Laut Ursula Felderhoff-Müser sollte Melatonin für Kinder auch nicht "bei anderen Schlafstörungen als chronischer Störungen des normalen Schlaf-Wach-Rhythmus angewendet werden." Die Ärztin ergänzt:
"Melatonin ist auch nicht angezeigt bei anderen Schlafstörungen wie Schlafwandeln und unruhigem Schlaf."
"Melatonin sollte auch nicht empfohlen werden, um Heranwachsende (d.h. die keine Schlaf-Wach-Rhythmus-Störung haben) zu zwingen, früher schlafen zu gehen, um den frühen Schulanfangszeiten Rechnung zu tragen."
Melatonin ist ein Hormon, das den Schlaf-Wach-Rhythmus steuert. Ein gesunder Körper kann es selbst bilden. Es wird bei Dunkelheit in der Zirbeldrüse (Epiphyse) des Gehirns produziert und bei Tageslicht abgebaut. Seinen Höchstwert erreicht Melatonin zwischen zwei und vier Uhr morgens. Zusätzliches Melatonin als Nahrungsergänzungsmittel kann diesen natürlichen Rhythmus aus dem Takt bringen.

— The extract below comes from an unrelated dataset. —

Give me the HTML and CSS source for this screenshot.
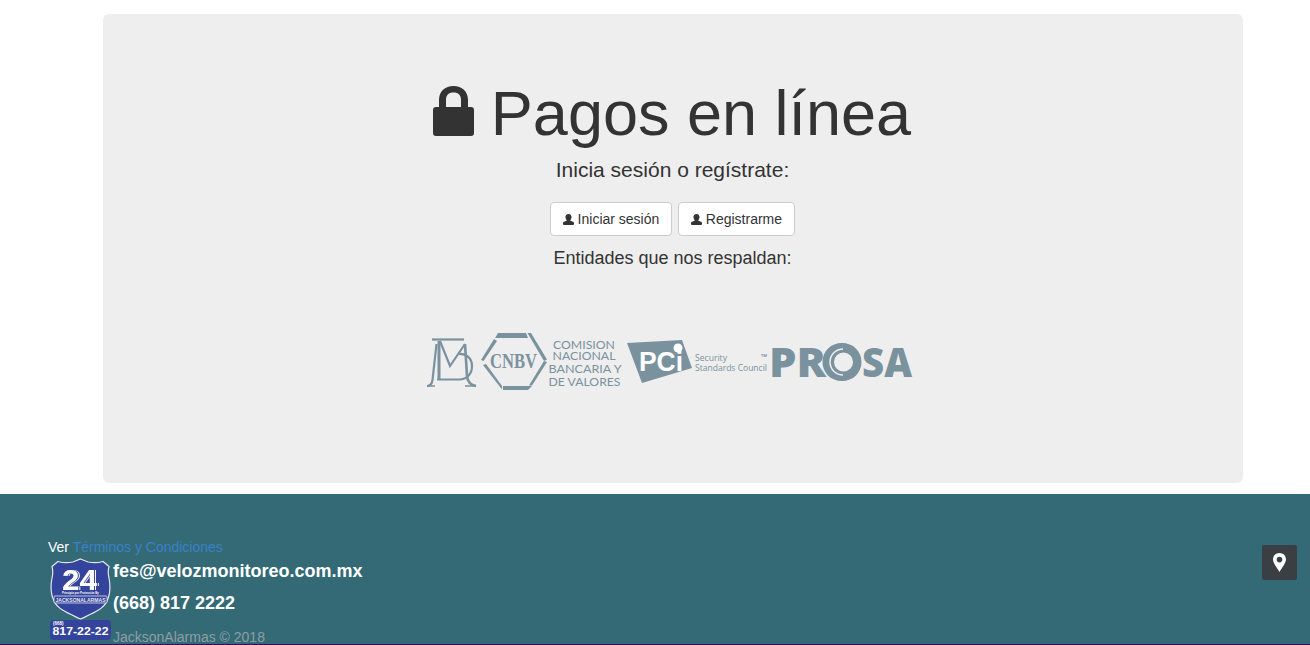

Wann Melantonin für Kinder sinnvoll ist
"Seltene Ausnahmen sind Kinder mit neurologischen Erkrankungen und damit verbundenen Störungen des zirkadianen Schlaf-Wach Rhythmus. "In diesem Bereich ist Melatonin gut untersucht und wird mit recht gutem Erfolg eingesetzt", so die Expertin.
Alternativen zu Einschlaf-Mitteln für Kinder
Anstatt Kindern mit Melatonin zum Einschlafen zu bringen, gibt es andere Wege, die helfen und unbedenklich sind. "Vor allem feste Zeiten und klare elterliche Vorgaben zum Schlafengehen sind wichtig", empfiehlt Ursula Felderhoff-Müser.
Den Tag verarbeiten: Spreche beim Abendessen mit deinem Kind über den Tag (sofern das schon möglich ist), damit es das Erlebte verarbeiten kann. Dafür eignet sich z.B. die Frage nach dem "Hoch" (Was war heute gut?) und dem "Tief" (Was war heute schlecht?) des Tages. Achtung: Lieber nicht beim ins Bett bringen nach dem Tag fragen – das kann emotional aufwühlen.
Keine Bildschirmzeit: Etwa ein bis zwei Stunden vor dem ins Bett gehen sollte dein Kind nicht mehr Fernsehen oder auf dem Tablet spielen.
Viel Bewegung am Tag: "Oft schlafen Kinder schlecht ein, wenn sie über Tag zu viel erlebt haben, aufgedreht sind oder zu wenig Sport gemacht und allgemeinen Bewegungsmangel haben", erklärt Felderhoff-Müser.
Ruhige Aktivitäten vor dem Schlafen: Tagsüber sollten Kinder sich viel bewegen, direkt vor dem Schlafen aber lieber nicht mehr Toben lassen, damit dein Kind besser runterfahren kann, wie z.B. mit einem Entspannungsbad. Etwa ein bis zwei Stunden vor dem Schlafen solltest du für eine ruhige Umgebung sorgen. Das bestätigt auch Ursula Felderhoff-Müser. "Bei gesunden Kindern, die sich schwer tun zur Ruhe zu kommen, helfen zur Schlafenszeit klare zeitliche Limits der Eltern mit eine Ruhephase vor dem Schlafengehen, also keine Mobiltelefone, keine coffeinhaltigen Getränke, nicht rumtoben."
Einschlafbegleitung- und Rituale: Vor dem Schlafen Bücher vorlesen beruhigt, ebenso Singen, Hörspiel oder Musik hören.
Schlafumgebung: "Das Zimmer sollte möglichst dunkel und leise sein, ein besonderes Schlaflicht für Kinder ist hilfreich bei ängstlichen Kindern", rät die Kinderärztin. Die ideale Temperatur liegt bei 16 bis 19 grad Celsius. Wenn dein Kind partout nicht in seinem Bett schlafen möchte, nimm es mit in dein Bett. Die meisten Kinder brauchen gerade nachts die Nähe der Eltern.
"Sollten diese Maßnahmen gar keinen Erfolg zeigen, sollte der Kinderarzt konsultiert werden", so die Kinderärztin.